На пороге гостиной появилась Азя. Но она, одетая во все черное, была не такой, какой ее привык видеть петербургский свет. Лицо осунулось и побледнело, глаза, всегда светившиеся безудержной страстью, погасли, словно потеряли необходимый для сияния источник энергии. Вера Федоровна встала и кинулась к ней со всем простодушием и нежностью, однако неторопливые шаги Александрины, та сдержанность, с которой она протянула обе руки и склонила голову на плечо княгини, чтобы потом тут же вскинуть ее и посмотреть на княгиню пристальным взглядом своих погасших глаз, остановили ее и поставили в неловкое положение. Коротко поздоровавшись, они отстранились друг от друга.

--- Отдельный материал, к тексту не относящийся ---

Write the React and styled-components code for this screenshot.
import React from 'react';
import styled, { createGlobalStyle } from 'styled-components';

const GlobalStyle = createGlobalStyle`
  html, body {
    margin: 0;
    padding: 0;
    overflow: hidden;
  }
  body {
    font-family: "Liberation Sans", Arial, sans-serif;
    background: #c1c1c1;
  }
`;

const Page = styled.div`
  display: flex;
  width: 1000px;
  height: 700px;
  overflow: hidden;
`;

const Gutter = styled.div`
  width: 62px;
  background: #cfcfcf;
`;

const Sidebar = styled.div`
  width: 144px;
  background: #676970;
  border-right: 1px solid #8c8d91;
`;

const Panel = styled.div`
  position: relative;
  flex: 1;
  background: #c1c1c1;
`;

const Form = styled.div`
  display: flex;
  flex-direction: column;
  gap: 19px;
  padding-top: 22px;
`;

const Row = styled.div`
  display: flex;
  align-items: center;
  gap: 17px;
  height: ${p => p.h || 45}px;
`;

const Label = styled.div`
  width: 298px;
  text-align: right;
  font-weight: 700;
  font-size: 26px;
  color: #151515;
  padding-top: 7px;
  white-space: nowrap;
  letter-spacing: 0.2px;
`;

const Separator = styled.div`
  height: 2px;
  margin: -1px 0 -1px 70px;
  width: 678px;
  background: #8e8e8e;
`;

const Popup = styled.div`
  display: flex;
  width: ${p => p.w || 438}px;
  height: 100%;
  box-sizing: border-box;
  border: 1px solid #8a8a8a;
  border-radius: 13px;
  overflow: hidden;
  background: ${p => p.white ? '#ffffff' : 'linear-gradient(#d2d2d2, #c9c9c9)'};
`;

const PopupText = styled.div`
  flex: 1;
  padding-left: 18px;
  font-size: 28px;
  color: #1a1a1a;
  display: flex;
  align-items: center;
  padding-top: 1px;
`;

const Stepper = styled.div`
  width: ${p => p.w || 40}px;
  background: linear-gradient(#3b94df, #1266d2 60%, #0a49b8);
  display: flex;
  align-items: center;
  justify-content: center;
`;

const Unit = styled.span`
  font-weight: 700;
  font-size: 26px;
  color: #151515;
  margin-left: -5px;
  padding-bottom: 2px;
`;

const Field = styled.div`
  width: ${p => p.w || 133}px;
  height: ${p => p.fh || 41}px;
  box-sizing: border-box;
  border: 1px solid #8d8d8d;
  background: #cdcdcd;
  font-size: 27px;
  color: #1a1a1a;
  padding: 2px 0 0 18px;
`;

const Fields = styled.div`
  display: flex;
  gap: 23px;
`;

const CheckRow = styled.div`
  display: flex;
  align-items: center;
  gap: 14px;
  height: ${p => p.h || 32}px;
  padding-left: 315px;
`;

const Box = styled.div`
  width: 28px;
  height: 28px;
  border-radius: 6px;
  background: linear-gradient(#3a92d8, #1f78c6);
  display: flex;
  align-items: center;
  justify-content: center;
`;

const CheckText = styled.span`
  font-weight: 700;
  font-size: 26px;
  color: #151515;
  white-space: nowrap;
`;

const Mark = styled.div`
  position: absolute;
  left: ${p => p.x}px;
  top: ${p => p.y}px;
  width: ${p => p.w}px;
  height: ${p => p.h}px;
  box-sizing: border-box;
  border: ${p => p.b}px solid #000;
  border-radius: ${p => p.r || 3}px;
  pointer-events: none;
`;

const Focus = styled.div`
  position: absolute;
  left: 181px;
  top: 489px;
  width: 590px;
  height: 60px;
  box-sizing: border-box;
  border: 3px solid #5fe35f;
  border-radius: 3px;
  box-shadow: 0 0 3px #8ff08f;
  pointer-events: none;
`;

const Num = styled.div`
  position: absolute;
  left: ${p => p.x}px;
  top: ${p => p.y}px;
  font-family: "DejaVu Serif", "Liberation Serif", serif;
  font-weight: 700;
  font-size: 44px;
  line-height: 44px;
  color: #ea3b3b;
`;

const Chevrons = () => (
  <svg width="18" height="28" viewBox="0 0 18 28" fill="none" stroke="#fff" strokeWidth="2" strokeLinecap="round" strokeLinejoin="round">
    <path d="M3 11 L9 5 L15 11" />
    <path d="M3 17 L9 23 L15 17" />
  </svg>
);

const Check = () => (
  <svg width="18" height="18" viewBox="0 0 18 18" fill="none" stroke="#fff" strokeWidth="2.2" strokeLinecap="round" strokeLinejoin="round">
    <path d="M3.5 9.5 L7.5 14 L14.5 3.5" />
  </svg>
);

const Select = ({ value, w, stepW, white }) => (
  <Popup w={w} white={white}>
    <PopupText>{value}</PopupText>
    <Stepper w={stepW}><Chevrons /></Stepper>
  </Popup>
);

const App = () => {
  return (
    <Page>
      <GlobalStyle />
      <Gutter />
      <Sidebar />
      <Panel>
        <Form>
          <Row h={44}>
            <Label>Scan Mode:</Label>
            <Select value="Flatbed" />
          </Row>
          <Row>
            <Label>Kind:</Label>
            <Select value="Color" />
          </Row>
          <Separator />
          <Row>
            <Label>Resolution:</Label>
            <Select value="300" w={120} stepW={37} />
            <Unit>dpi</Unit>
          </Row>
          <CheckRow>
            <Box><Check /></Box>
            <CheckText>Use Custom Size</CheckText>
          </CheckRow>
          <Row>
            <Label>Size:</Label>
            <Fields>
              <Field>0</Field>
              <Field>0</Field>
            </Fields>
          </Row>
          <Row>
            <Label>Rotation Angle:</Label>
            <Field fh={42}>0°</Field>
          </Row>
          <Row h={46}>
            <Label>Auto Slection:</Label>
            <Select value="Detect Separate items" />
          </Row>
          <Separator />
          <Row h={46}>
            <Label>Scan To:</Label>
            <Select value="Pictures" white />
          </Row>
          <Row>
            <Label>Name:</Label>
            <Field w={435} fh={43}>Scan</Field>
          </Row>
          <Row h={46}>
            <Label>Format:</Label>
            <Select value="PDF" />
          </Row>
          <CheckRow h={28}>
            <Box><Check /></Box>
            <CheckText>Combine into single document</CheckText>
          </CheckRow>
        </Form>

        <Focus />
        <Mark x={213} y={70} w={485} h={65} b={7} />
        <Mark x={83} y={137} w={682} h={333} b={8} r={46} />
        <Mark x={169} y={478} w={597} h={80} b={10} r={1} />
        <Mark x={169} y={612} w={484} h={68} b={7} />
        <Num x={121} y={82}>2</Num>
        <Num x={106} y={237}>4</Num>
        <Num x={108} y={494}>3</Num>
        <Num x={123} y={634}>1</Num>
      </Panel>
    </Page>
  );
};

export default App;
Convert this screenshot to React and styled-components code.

– Как ты, душа моя? На тебе лица нет.
Азя подошла к кушетке и села на край, ровно держа спину.
– Здорова ли ты? – спросила Вера Федоровна и пристроилась рядом.
– Мне уже легче.
– Вот и славно. Когда собираетесь в дорогу?
– На днях.
– Сменив обстановку и круг общения, вы с Натали найдете утешение в деревне.
– Теперь я живу только мыслью о скорейшем возвращении в наш тихий дом в Заводе. Там нас ждет брат Дмитрий, единственный верный друг…
– Кстати, – княгиня сделала глоток чая, создав тем самым небольшую паузу, – я пришла сюда, чтобы исполнить одно из последних желаний Александра Сергеевича. Он просил передать это тебе.
Вера Федоровна достала из потайного бокового кармашка цепочку с крестиком и протянула ее Александрине. В этот миг печальные глаза Ази вспыхнули, вернее даже сказать, вцепились в предмет, лежащий на ладони княгини, и лишь спустя некоторое время она, совладав с собой, отвела их в сторону. Не глядя на цепочку с крестиком, почти на ощупь, Александрина взяла загробный подарок и сжала в кулаке. Вслед за этим по ее бледному лицу побежала паутина тонких красных нитей, превратив его в багряное и дышащее жаром.